Our advice is given to you for your sole benefit and solely for the purpose of the instructions to which it relates. No other party may rely on or use such advice without our prior written permission.
For such period as we are instructed to carry out
work on your behalf, you give us express authority
to complete and sign in your name such forms and
other documents as are necessary or desirable to
carry out your instructions. In agreeing to these
terms and conditions you agree to indemnify us in
respect of all costs, claims, demands and
expenses that may result from the exercise of that
authority.
1.2 Timing and form of instructions
We rely on our clients to give us timely, complete
and accurate information and instructions.

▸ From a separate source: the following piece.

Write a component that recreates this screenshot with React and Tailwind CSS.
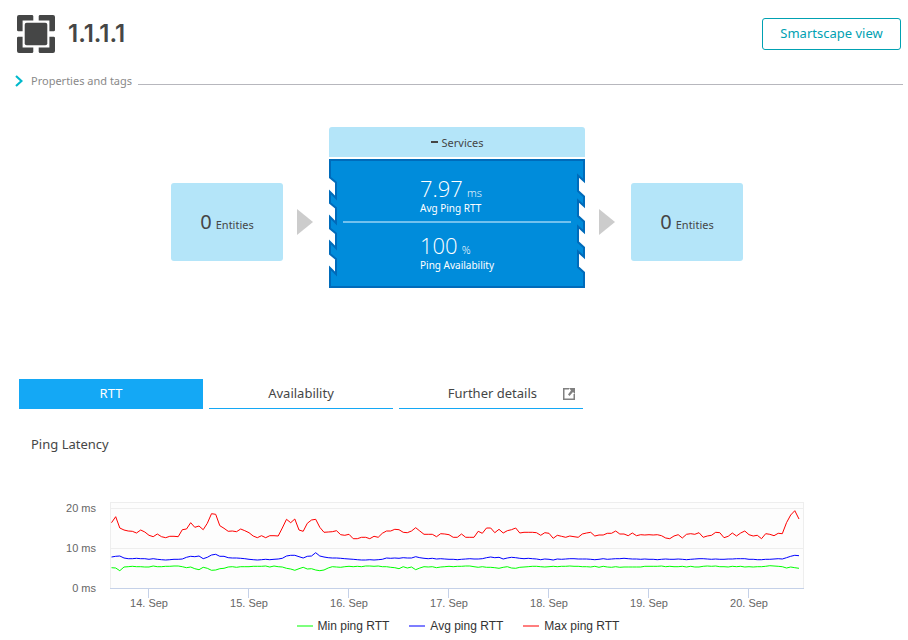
const RED = [98,80,114,120,123,124,129,120,126,136,140,132,140,143,139,139,140,119,117,98,112,108,119,100,71,73,107,115,124,123,125,117,122,128,138,143,137,143,137,137,138,114,88,98,87,120,124,100,90,88,112,127,126,125,122,134,136,133,146,146,142,142,146,139,142,130,123,123,118,119,127,128,123,113,123,133,133,133,140,131,132,134,142,142,132,142,142,142,124,130,114,114,128,118,129,122,119,114,129,127,127,127,128,136,128,130,145,136,139,142,138,140,142,132,129,127,138,135,135,130,130,123,132,132,137,129,137,134,135,134,135,134,137,144,146,138,134,144,133,131,133,128,142,138,136,127,128,143,139,129,138,129,123,134,138,136,146,131,133,137,130,131,98,75,62,87];
const BLUE = [201,199,198,204,206,206,205,206,206,208,206,208,209,210,209,208,208,207,202,199,200,198,206,202,195,193,199,199,203,204,204,205,206,208,209,210,209,208,209,208,207,205,198,196,196,200,204,199,198,188,198,201,203,204,204,205,206,207,208,209,210,210,209,210,209,208,204,205,204,205,203,204,204,200,203,205,206,205,207,206,207,208,208,209,208,207,206,207,207,206,203,201,203,202,207,204,202,203,205,206,205,206,207,209,207,208,210,207,208,207,206,206,207,207,207,208,209,208,206,208,207,206,206,205,206,207,207,208,207,208,208,209,208,207,208,208,207,208,209,208,207,206,206,207,208,207,208,208,207,207,206,206,206,208,208,209,209,208,208,207,206,207,203,199,196,197];
const GREEN = [233,234,242,231,230,229,230,230,231,231,228,230,230,229,229,228,228,230,233,231,236,239,232,235,241,240,236,235,231,230,232,230,230,230,229,229,229,228,231,228,230,231,235,237,241,236,232,237,236,240,242,240,234,230,231,232,230,229,230,229,230,228,228,229,228,230,230,232,233,236,230,234,231,239,234,230,231,230,233,231,230,229,230,229,229,228,228,230,232,230,232,232,233,235,232,230,234,235,232,231,230,229,229,230,231,230,229,230,229,229,228,229,229,230,230,231,229,232,229,231,232,230,232,231,231,231,231,231,229,229,229,229,228,230,229,230,230,229,231,229,231,231,229,228,229,228,230,230,231,229,230,229,231,230,231,230,230,229,227,228,229,230,234,231,233,235];

const SERIES = [
  { name: 'Min ping RTT', color: '#00ff00', values: GREEN },
  { name: 'Avg ping RTT', color: '#0000ff', values: BLUE },
  { name: 'Max ping RTT', color: '#ff0000', values: RED },
];

const DAYS = ['14. Sep', '15. Sep', '16. Sep', '17. Sep', '18. Sep', '19. Sep', '20. Sep'];

// One sample per hour, 100 units per day; values are thirds of a unit from the chart top.
function toPoints(values) {
  return values.map((v, i) => `${(61.5 + (i * 100) / 24).toFixed(1)},${(v / 3).toFixed(1)}`).join(' ');
}

function LatencyChart() {
  return (
    <svg viewBox="0 0 760 124" role="img" aria-label="Ping Latency" className="block w-full">
      <rect x="60.5" y="12.5" width="693" height="86" fill="#fdfdfd" stroke="#eeeeee" />
      <path d="M61 18.5H753M61 58.5H753" stroke="#eeeeee" />
      <path d="M60 98.5H754" stroke="#c5d1e8" />
      {DAYS.map((day, i) => (
        <path key={day} d={`M${98.5 + i * 100} 98V108`} stroke="#c5d1e8" />
      ))}
      {SERIES.map((s) => (
        <polyline key={s.name} points={toPoints(s.values)} fill="none" stroke={s.color} strokeLinejoin="round" />
      ))}
      <g fill="#666666" fontSize="11">
        {['20 ms', '10 ms', '0 ms'].map((label, i) => (
          <text key={label} x="46" y={22 + i * 40} textAnchor="end">{label}</text>
        ))}
        {DAYS.map((day, i) => (
          <text key={day} x={99 + i * 100} y="117" textAnchor="middle">{day}</text>
        ))}
      </g>
    </svg>
  );
}

function Entities() {
  return (
    <div className="flex h-[78px] w-28 items-center justify-center rounded-[3px] bg-[#b4e5f9]">
      <p className="flex items-baseline gap-1 text-[#454646]">
        <span className="text-xl">0</span>
        <span className="text-[11px]">Entities</span>
      </p>
    </div>
  );
}

function Arrow() {
  return (
    <svg width="16" height="26" viewBox="0 0 16 26" aria-hidden="true" className="shrink-0">
      <path d="M0 0L16 13L0 26Z" fill="#cccccc" />
    </svg>
  );
}

function Metric({ value, unit, label }) {
  return (
    <div className="h-[57px] pl-[91px] text-white">
      <p className="h-7 font-['Open_Sans','Noto_Sans',sans-serif] text-[22px] leading-7 font-light">
        {value}
        <span className="ml-1 text-[11px]">{unit}</span>
      </p>
      <p className="text-[10px] leading-3">{label}</p>
    </div>
  );
}

function HostTile() {
  return (
    <div className="w-64">
      <div className="flex h-[30px] items-center justify-center gap-1 rounded-t-[3px] bg-[#b4e5f9] text-[#454646]">
        <span className="h-[2px] w-[7px] bg-[#454646]" />
        <span className="pt-[3px] text-[11px]">Services</span>
      </div>
      <div className="relative mt-[2px] h-[129px]">
        <svg viewBox="0 0 256 129" aria-hidden="true" className="absolute inset-0 h-full w-full">
          <path
            d="M1 1H255V22L249 16.500V32L255 37.500V47L249 41.500V57L255 62.500V73L249 67.500V83L255 88.500V98L249 92.500V108L255 113.500V128H1V109L7 115V100L1 95V83L7 89V74.500L1 69.500V58L7 64V49L1 44V33L7 39V23.500L1 18.500Z"
            fill="#008cdb"
            stroke="#006bba"
            strokeWidth="2"
          />
        </svg>
        <div className="relative pt-[15px]">
          <Metric value="7.97" unit="ms" label="Avg Ping RTT" />
          <Metric value="100" unit="%" label="Ping Availability" />
        </div>
        <div className="absolute inset-x-[14px] top-[62px] h-[2px] bg-[#72c1ee]" />
      </div>
    </div>
  );
}

export default function App() {
  return (
    <main className="min-h-screen bg-white font-['Noto_Sans',sans-serif] text-[#454646]">
      <header className="flex items-center pt-[15px] pr-[7px] pl-[17px]">
        <svg width="38" height="38" viewBox="0 0 38 38" aria-hidden="true">
          <g fill="#454646">
            <rect x="7.700" y="7.700" width="22.600" height="22.600" rx="2" />
            <path d="M2 0H15.500L16.300 1V5.600H5.600V16.300H1L0 15.500V2Q0 0 2 0ZM21.700 1L22.500 0H36Q38 0 38 2V15.500L37 16.300H32.400V5.600H21.700ZM0 22.500L1 21.700H5.600V32.400H16.300V37L15.500 38H2Q0 38 0 36ZM32.400 21.700H37L38 22.500V36Q38 38 36 38H22.500L21.700 37V32.400H32.400Z" />
          </g>
        </svg>
        <h1 className="ml-[13px] flex-1 font-['Inter','Noto_Sans',sans-serif] text-2xl font-semibold">1.1.1.1</h1>
        <button type="button" className="h-8 w-[139px] rounded-[3px] border border-[#00a1b2] text-[13px] text-[#00a1b2]">
          Smartscape view
        </button>
      </header>

      <div className="mt-5 flex h-4 items-center pr-[5px] pl-[15px]">
        <button type="button" className="flex items-center text-[11px] leading-4 text-[#898989]">
          <svg width="8" height="12" viewBox="0 0 8 12" aria-hidden="true" className="mr-2">
            <path d="M1 1L6.500 6L1 11" fill="none" stroke="#00b9cc" strokeWidth="2.200" />
          </svg>
          Properties and tags
        </button>
        <span className="mt-[7px] ml-[6px] h-px flex-1 bg-[#b7b7bd]" />
      </div>

      <section className="mt-[38px] flex items-start justify-center pl-[6px]">
        <div className="mt-14 flex items-center gap-[14px]">
          <Entities />
          <Arrow />
        </div>
        <div className="mr-[14px] ml-4">
          <HostTile />
        </div>
        <div className="mt-14 flex items-center gap-4">
          <Arrow />
          <Entities />
        </div>
      </section>

      <nav className="mt-[91px] flex gap-[6px] pl-[19px] text-[13px]">
        <button type="button" className="h-[30px] w-[184px] bg-[#14a8f5] text-white">RTT</button>
        <button type="button" className="h-[30px] w-[184px] border-b border-[#14a8f5]">Availability</button>
        <a href="#details" className="flex h-[30px] w-[184px] items-center justify-end border-b border-[#14a8f5] pr-2">
          Further details
          <svg width="12" height="12" viewBox="0 0 12 12" aria-hidden="true" className="ml-[26px]">
            <path d="M6 .75H.75V11.250H11.250V6" fill="none" stroke="#808080" strokeWidth="1.500" />
            <path d="M6 0H12V6L10 4L6.500 8L5 6.500L8 2.500Z" fill="#808080" />
          </svg>
        </a>
      </nav>

      <section>
        <h2 className="mt-[25px] pl-[31px] text-[13px] leading-5">Ping Latency</h2>
        <div className="mt-9 pr-[98px] pl-[50px] font-['Liberation_Sans',sans-serif]">
          <LatencyChart />
        </div>
        <ul className="mt-1 flex justify-center gap-5 pl-2 font-['Liberation_Sans',sans-serif] text-xs leading-4 text-[#333333]">
          {SERIES.map((s) => (
            <li key={s.name} className="flex items-center gap-[5px]">
              <svg width="16" height="2" viewBox="0 0 16 2" aria-hidden="true">
                <path d="M0 1H16" stroke={s.color} strokeWidth="2" opacity="0.5" />
              </svg>
              {s.name}
            </li>
          ))}
        </ul>
      </section>
    </main>
  );
}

Wherever possible, to avoid misunderstanding,
language and communication difficulties, or
problems arising from clients being based outside
the UK and/or in different time zones, all
instructions to us should be in writing or, if oral,
confirmed in writing as soon as possible. We will
accept no responsibility if you fail to confirm your
oral instructions or if we have misunderstood or
wrongly executed them. We are happy to accept
written instructions by post, fax or e-mail. However
you choose to instruct us, it is your responsibility to
ensure we have received your instructions or have
been given prior notice of them where they are or
are to be communicated outside our usual
business hours (Monday to Friday 9.00 am to 5.00
pm) or on UK bank and public holidays or if the
communication uses an uncommon or nonstandard
computer format and we accept no
responsibility for instructions not or incorrectly
executed as a result of your failure to comply with
this provision.
Patent and Trade Mark Offices often impose time
limits and failure to meet these limits can be fatal to
the rights concerned. Whilst it is our responsibility
to keep you informed of any relevant time limits, we
cannot accept any responsibility if you fail to
provide us with instructions that are clear, complete
and early enough to allow us to act within such
official time limits. We will endeavour to inform you
of time limits and of actions or instructions that are
required, but we do not undertake to give further
reminders, incur costs on your behalf, or take other
action in the absence of instructions to do so. In
this situation, your rights may be lost irrevocably.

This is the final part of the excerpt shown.